Tianye Cao

High Contrast Upconversion Luminescence Targeted Imaging in Vivo Using Peptide-Labeled Nanophosphors

Fluorescence targeted imaging in vivo has proven useful in tumor recognition and drug delivery. In the process of in vivo imaging, however, a high autofluorescence background could mask the signals from the fluorescent probes. Herein, a high contrast upconversion luminescence (UCL) imaging protocol was developed for targeted imaging of tumors based on RGD-labeled upconversion nanophosphors (UCNPs) as luminescent labels. Confocal Z-scan imaging of tissue slices revealed that UCL imaging showed no autofluorescence signal even at high penetration depth (approximately 600 microm). More importantly, region of interest (ROI) analysis of the UCL signal in vivo showed that UCL imaging achieved a high signal-to-noise ratio (approximately 24) between the tumor and the background. These results demonstrate that the UCL imaging technique appears particularly suited for applications in tracking and labeling components of complex biological systems.

A Cyanine-Modified Nanosystem for in Vivo Upconversion Luminescence Bioimaging of Methylmercury

Methylmercury (MeHg(+)) is a strong liposoluble ion, which can be accumulated in the organs of animals and can cause prenatal nervous system and visceral damage. Therefore, the efficient and sensitive monitoring of MeHg(+) in organisms is of great importance. Upconversion luminescence (UCL) detection based on rare-earth upconversion nanophosphors (UCNPs) as probes has been proved to exhibit a large anti-Stokes shift, no autofluorescence from biological samples, a remarkably deep penetration depth, and no photobleaching. In this study, a hydrophobic heptamethine cyanine dye (hCy7) modified by two long alkyl moieties and amphiphilic polymer (P-PEG)-modified nanophosphors (hCy7-UCNPs) was fabricated as a highly sensitive water-soluble probe for UCL monitoring and bioimaging of MeHg(+). Further application of hCy7-UCNPs for sensing MeHg(+) was confirmed by an optical titration experiment and upconversion luminescence live cell imaging. Using the ratiometric upconversion luminescence as a detection signal, which provides a built-in correction for environmental effects, the detection limit of MeHg(+) for this nanosystem was as low as 0.18 ppb. Importantly, the hCy7-UCNPs nanosystem was shown to be capable of monitoring MeHg(+)ex vivo and in vivo by upconversion luminescence bioimaging.

Multimodal‐Luminescence Core–Shell Nanocomposites for Targeted Imaging of Tumor Cells

Uniform silica-coated NaYF(4): 20 mol % Yb, 2 mol % Er nanocomposites with good dispersibility, containing organic dye incorporated in the silica shell and folic acid conjugated on the surface of the shell, were prepared and characterized. The core-shell nanocomposites are 20-22 nm in size, water soluble, and buffer stable, with good photostability and biocompatibility.
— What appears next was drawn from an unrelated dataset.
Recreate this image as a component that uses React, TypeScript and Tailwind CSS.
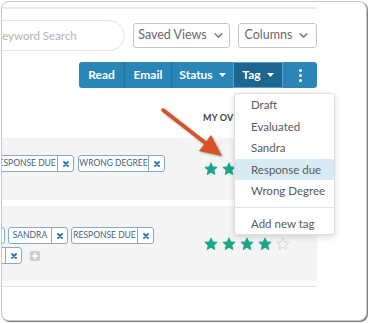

Folic acid (FA) offers a means of targeting human cells that greatly overexpress the folate receptor (FR). By the use of confocal microscopy and quantitative flow cytometry analysis, we demonstrate the receptor-mediated delivery of FA-conjugated nanocomposites targeting FR-positive cell lines, such as KB cells. The receptor-mediated targeting was confirmed by a comparison with the uptake of these nanocomposites in FR-negative cell lines, such as MCF-7. These results show that the silica-coated upconverting nanophosphor (UCNP) nanocomposites prepared by our strategy can potentially be useful as multimodal bioimaging agents.